Would you write out the listing verbatim and skip every picture in it?

━━━━━ Collected material

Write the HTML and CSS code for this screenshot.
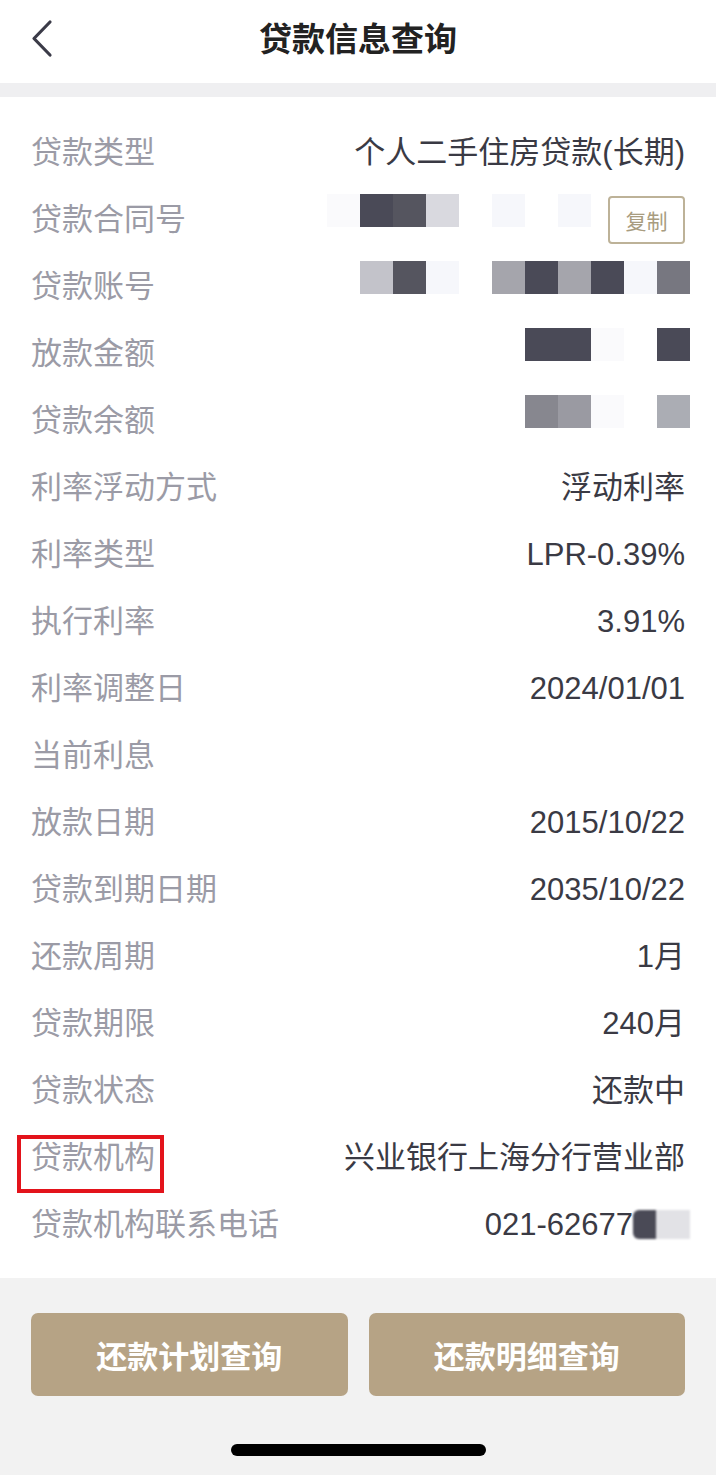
FILE: index.html
```html
<!DOCTYPE html>
<html lang="zh-CN">
<head>
    <meta charset="UTF-8">
    <meta name="viewport" content="width=device-width, initial-scale=1.0">
    <title>贷款信息查询</title>
    <link rel="stylesheet" href="styles.css">
</head>
<body>
    <div class="header">
        <a class="back" href="#">
            <svg width="24" height="40" viewBox="0 0 24 40">
                <path d="M20 3 L4 19.5 L20 36" fill="none" stroke="#3b3b48" stroke-width="3.2" stroke-linecap="round" stroke-linejoin="round"/>
            </svg>
        </a>
        <h1>贷款信息查询</h1>
    </div>
    <div class="band"></div>

    <div class="info">
        <div class="row">
            <span class="label">贷款类型</span>
            <span class="value">个人二手住房贷款(长期)</span>
        </div>
        <div class="row">
            <span class="label">贷款合同号</span>
            <span class="value masked">
                <span class="cells">
                    <i class="c-f2"></i><i class="c-d"></i><i class="c-d2"></i><i class="c-l"></i><i></i><i class="c-f"></i><i></i><i class="c-f"></i>
                </span>
                <button class="copy">复制</button>
            </span>
        </div>
        <div class="row">
            <span class="label">贷款账号</span>
            <span class="value masked edge">
                <span class="cells">
                    <i class="c-l2"></i><i class="c-d2"></i><i class="c-f"></i><i></i><i class="c-m"></i><i class="c-d"></i><i class="c-m"></i><i class="c-d"></i><i class="c-f"></i><i class="c-m2"></i>
                </span>
            </span>
        </div>
        <div class="row">
            <span class="label">放款金额</span>
            <span class="value masked edge">
                <span class="cells">
                    <i class="c-d"></i><i class="c-d"></i><i class="c-f2"></i><i></i><i class="c-d"></i>
                </span>
            </span>
        </div>
        <div class="row">
            <span class="label">贷款余额</span>
            <span class="value masked edge">
                <span class="cells">
                    <i class="c-g1"></i><i class="c-g2"></i><i class="c-f2"></i><i></i><i class="c-g3"></i>
                </span>
            </span>
        </div>
        <div class="row">
            <span class="label">利率浮动方式</span>
            <span class="value">浮动利率</span>
        </div>
        <div class="row">
            <span class="label">利率类型</span>
            <span class="value">LPR-0.39%</span>
        </div>
        <div class="row">
            <span class="label">执行利率</span>
            <span class="value">3.91%</span>
        </div>
        <div class="row">
            <span class="label">利率调整日</span>
            <span class="value">2024/01/01</span>
        </div>
        <div class="row">
            <span class="label">当前利息</span>
            <span class="value"></span>
        </div>
        <div class="row">
            <span class="label">放款日期</span>
            <span class="value">2015/10/22</span>
        </div>
        <div class="row">
            <span class="label">贷款到期日期</span>
            <span class="value">2035/10/22</span>
        </div>
        <div class="row">
            <span class="label">还款周期</span>
            <span class="value">1月</span>
        </div>
        <div class="row">
            <span class="label">贷款期限</span>
            <span class="value">240月</span>
        </div>
        <div class="row">
            <span class="label">贷款状态</span>
            <span class="value">还款中</span>
        </div>
        <div class="row">
            <span class="label marked">贷款机构</span>
            <span class="value">兴业银行上海分行营业部</span>
        </div>
        <div class="row">
            <span class="label">贷款机构联系电话</span>
            <span class="value phone">021-62677<span class="tail"><i class="t-d"></i><i class="t-l"></i></span></span>
        </div>
    </div>

    <div class="actions">
        <div class="buttons">
            <button class="action">还款计划查询</button>
            <button class="action">还款明细查询</button>
        </div>
        <div class="home-bar"></div>
    </div>
</body>
</html>
```

FILE: styles.css
```css
body {
    font-family: "Liberation Sans", "Noto Sans CJK SC", sans-serif;
    background-color: #f2f2f2;
    margin: 0;
    padding: 0;
    width: 716px;
}

.header {
    height: 83px;
    background-color: #fff;
    display: flex;
    align-items: center;
    justify-content: center;
    position: relative;
}
.back {
    position: absolute;
    left: 30px;
    top: 19px;
    display: block;
}
.header h1 {
    margin: 0;
    font-size: 33px;
    font-weight: 700;
    color: #222;
    line-height: 1;
    padding-bottom: 4px;
}

.band {
    height: 14px;
    background-color: #efeff1;
}

.info {
    background-color: #fff;
    padding: 22px 31px 20px 31px;
}
.row {
    height: 67px;
    display: flex;
    align-items: center;
    justify-content: space-between;
    font-size: 31px;
}
.label {
    color: #9b9ba6;
    line-height: 40px;
}
.value {
    color: #3a3a44;
    line-height: 40px;
    white-space: nowrap;
}

.masked {
    display: flex;
    align-items: center;
}
.masked.edge {
    margin-right: -5px;
}
.cells {
    display: flex;
    margin-bottom: 18px;
    filter: blur(0.6px);
}
.cells i {
    display: block;
    width: 33px;
    height: 33px;
}
.c-d { background-color: #4a4a57; }
.c-d2 { background-color: #55555f; }
.c-l { background-color: #d9d9df; }
.c-l2 { background-color: #c3c3ca; }
.c-m { background-color: #a5a5ac; }
.c-m2 { background-color: #777780; }
.c-f { background-color: #f6f7fb; }
.c-f2 { background-color: #fafafc; }
.c-g1 { background-color: #87878f; }
.c-g2 { background-color: #9a9aa2; }
.c-g3 { background-color: #abadb4; }

.copy {
    margin-left: 17px;
    width: 77px;
    height: 48px;
    border: 2px solid #bdb298;
    border-radius: 4px;
    background-color: #fff;
    color: #a89c80;
    font-family: "Noto Sans CJK SC", sans-serif;
    font-size: 21px;
    padding: 0;
}

.phone {
    display: flex;
    align-items: center;
    margin-right: -5px;
}
.tail {
    display: flex;
    filter: blur(0.8px);
}
.tail i {
    display: block;
    height: 29px;
}
.t-d {
    width: 23px;
    background-color: #4a4a56;
    border-radius: 6px 0 0 6px;
}
.t-l {
    width: 34px;
    background-color: #e2e2e6;
}

.marked {
    position: relative;
}
.marked::after {
    content: "";
    position: absolute;
    left: -14px;
    right: -9px;
    top: -3px;
    bottom: -15px;
    border: 4px solid #e3131b;
}

.actions {
    padding: 35px 31px 0 31px;
    height: 162px;
}
.buttons {
    display: flex;
    gap: 21px;
}
.action {
    flex: 1;
    height: 83px;
    border: none;
    border-radius: 7px;
    background-color: #b6a385;
    color: #fff;
    font-family: "Noto Sans CJK SC", sans-serif;
    font-size: 31px;
    font-weight: 700;
    padding: 0;
}
.home-bar {
    width: 255px;
    height: 12px;
    margin: 48px auto 0 auto;
    background-color: #000;
    border-radius: 6px;
}
```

━━━━━━━━━━

Response for this exercise:
Write the HTML and CSS code for this screenshot.
FILE: index.html
```html
<!DOCTYPE html>
<html lang="zh-CN">
<head>
    <meta charset="UTF-8">
    <meta name="viewport" content="width=device-width, initial-scale=1.0">
    <title>贷款信息查询</title>
    <link rel="stylesheet" href="styles.css">
</head>
<body>
    <div class="header">
        <a class="back" href="#">
            <svg width="24" height="40" viewBox="0 0 24 40">
                <path d="M20 3 L4 19.5 L20 36" fill="none" stroke="#3b3b48" stroke-width="3.2" stroke-linecap="round" stroke-linejoin="round"/>
            </svg>
        </a>
        <h1>贷款信息查询</h1>
    </div>
    <div class="band"></div>

    <div class="info">
        <div class="row">
            <span class="label">贷款类型</span>
            <span class="value">个人二手住房贷款(长期)</span>
        </div>
        <div class="row">
            <span class="label">贷款合同号</span>
            <span class="value masked">
                <span class="cells">
                    <i class="c-f2"></i><i class="c-d"></i><i class="c-d2"></i><i class="c-l"></i><i></i><i class="c-f"></i><i></i><i class="c-f"></i>
                </span>
                <button class="copy">复制</button>
            </span>
        </div>
        <div class="row">
            <span class="label">贷款账号</span>
            <span class="value masked edge">
                <span class="cells">
                    <i class="c-l2"></i><i class="c-d2"></i><i class="c-f"></i><i></i><i class="c-m"></i><i class="c-d"></i><i class="c-m"></i><i class="c-d"></i><i class="c-f"></i><i class="c-m2"></i>
                </span>
            </span>
        </div>
        <div class="row">
            <span class="label">放款金额</span>
            <span class="value masked edge">
                <span class="cells">
                    <i class="c-d"></i><i class="c-d"></i><i class="c-f2"></i><i></i><i class="c-d"></i>
                </span>
            </span>
        </div>
        <div class="row">
            <span class="label">贷款余额</span>
            <span class="value masked edge">
                <span class="cells">
                    <i class="c-g1"></i><i class="c-g2"></i><i class="c-f2"></i><i></i><i class="c-g3"></i>
                </span>
            </span>
        </div>
        <div class="row">
            <span class="label">利率浮动方式</span>
            <span class="value">浮动利率</span>
        </div>
        <div class="row">
            <span class="label">利率类型</span>
            <span class="value">LPR-0.39%</span>
        </div>
        <div class="row">
            <span class="label">执行利率</span>
            <span class="value">3.91%</span>
        </div>
        <div class="row">
            <span class="label">利率调整日</span>
            <span class="value">2024/01/01</span>
        </div>
        <div class="row">
            <span class="label">当前利息</span>
            <span class="value"></span>
        </div>
        <div class="row">
            <span class="label">放款日期</span>
            <span class="value">2015/10/22</span>
        </div>
        <div class="row">
            <span class="label">贷款到期日期</span>
            <span class="value">2035/10/22</span>
        </div>
        <div class="row">
            <span class="label">还款周期</span>
            <span class="value">1月</span>
        </div>
        <div class="row">
            <span class="label">贷款期限</span>
            <span class="value">240月</span>
        </div>
        <div class="row">
            <span class="label">贷款状态</span>
            <span class="value">还款中</span>
        </div>
        <div class="row">
            <span class="label marked">贷款机构</span>
            <span class="value">兴业银行上海分行营业部</span>
        </div>
        <div class="row">
            <span class="label">贷款机构联系电话</span>
            <span class="value phone">021-62677<span class="tail"><i class="t-d"></i><i class="t-l"></i></span></span>
        </div>
    </div>

    <div class="actions">
        <div class="buttons">
            <button class="action">还款计划查询</button>
            <button class="action">还款明细查询</button>
        </div>
        <div class="home-bar"></div>
    </div>
</body>
</html>
```

FILE: styles.css
```css
body {
    font-family: "Liberation Sans", "Noto Sans CJK SC", sans-serif;
    background-color: #f2f2f2;
    margin: 0;
    padding: 0;
    width: 716px;
}

.header {
    height: 83px;
    background-color: #fff;
    display: flex;
    align-items: center;
    justify-content: center;
    position: relative;
}
.back {
    position: absolute;
    left: 30px;
    top: 19px;
    display: block;
}
.header h1 {
    margin: 0;
    font-size: 33px;
    font-weight: 700;
    color: #222;
    line-height: 1;
    padding-bottom: 4px;
}

.band {
    height: 14px;
    background-color: #efeff1;
}

.info {
    background-color: #fff;
    padding: 22px 31px 20px 31px;
}
.row {
    height: 67px;
    display: flex;
    align-items: center;
    justify-content: space-between;
    font-size: 31px;
}
.label {
    color: #9b9ba6;
    line-height: 40px;
}
.value {
    color: #3a3a44;
    line-height: 40px;
    white-space: nowrap;
}

.masked {
    display: flex;
    align-items: center;
}
.masked.edge {
    margin-right: -5px;
}
.cells {
    display: flex;
    margin-bottom: 18px;
    filter: blur(0.6px);
}
.cells i {
    display: block;
    width: 33px;
    height: 33px;
}
.c-d { background-color: #4a4a57; }
.c-d2 { background-color: #55555f; }
.c-l { background-color: #d9d9df; }
.c-l2 { background-color: #c3c3ca; }
.c-m { background-color: #a5a5ac; }
.c-m2 { background-color: #777780; }
.c-f { background-color: #f6f7fb; }
.c-f2 { background-color: #fafafc; }
.c-g1 { background-color: #87878f; }
.c-g2 { background-color: #9a9aa2; }
.c-g3 { background-color: #abadb4; }

.copy {
    margin-left: 17px;
    width: 77px;
    height: 48px;
    border: 2px solid #bdb298;
    border-radius: 4px;
    background-color: #fff;
    color: #a89c80;
    font-family: "Noto Sans CJK SC", sans-serif;
    font-size: 21px;
    padding: 0;
}

.phone {
    display: flex;
    align-items: center;
    margin-right: -5px;
}
.tail {
    display: flex;
    filter: blur(0.8px);
}
.tail i {
    display: block;
    height: 29px;
}
.t-d {
    width: 23px;
    background-color: #4a4a56;
    border-radius: 6px 0 0 6px;
}
.t-l {
    width: 34px;
    background-color: #e2e2e6;
}

.marked {
    position: relative;
}
.marked::after {
    content: "";
    position: absolute;
    left: -14px;
    right: -9px;
    top: -3px;
    bottom: -15px;
    border: 4px solid #e3131b;
}

.actions {
    padding: 35px 31px 0 31px;
    height: 162px;
}
.buttons {
    display: flex;
    gap: 21px;
}
.action {
    flex: 1;
    height: 83px;
    border: none;
    border-radius: 7px;
    background-color: #b6a385;
    color: #fff;
    font-family: "Noto Sans CJK SC", sans-serif;
    font-size: 31px;
    font-weight: 700;
    padding: 0;
}
.home-bar {
    width: 255px;
    height: 12px;
    margin: 48px auto 0 auto;
    background-color: #000;
    border-radius: 6px;
}
```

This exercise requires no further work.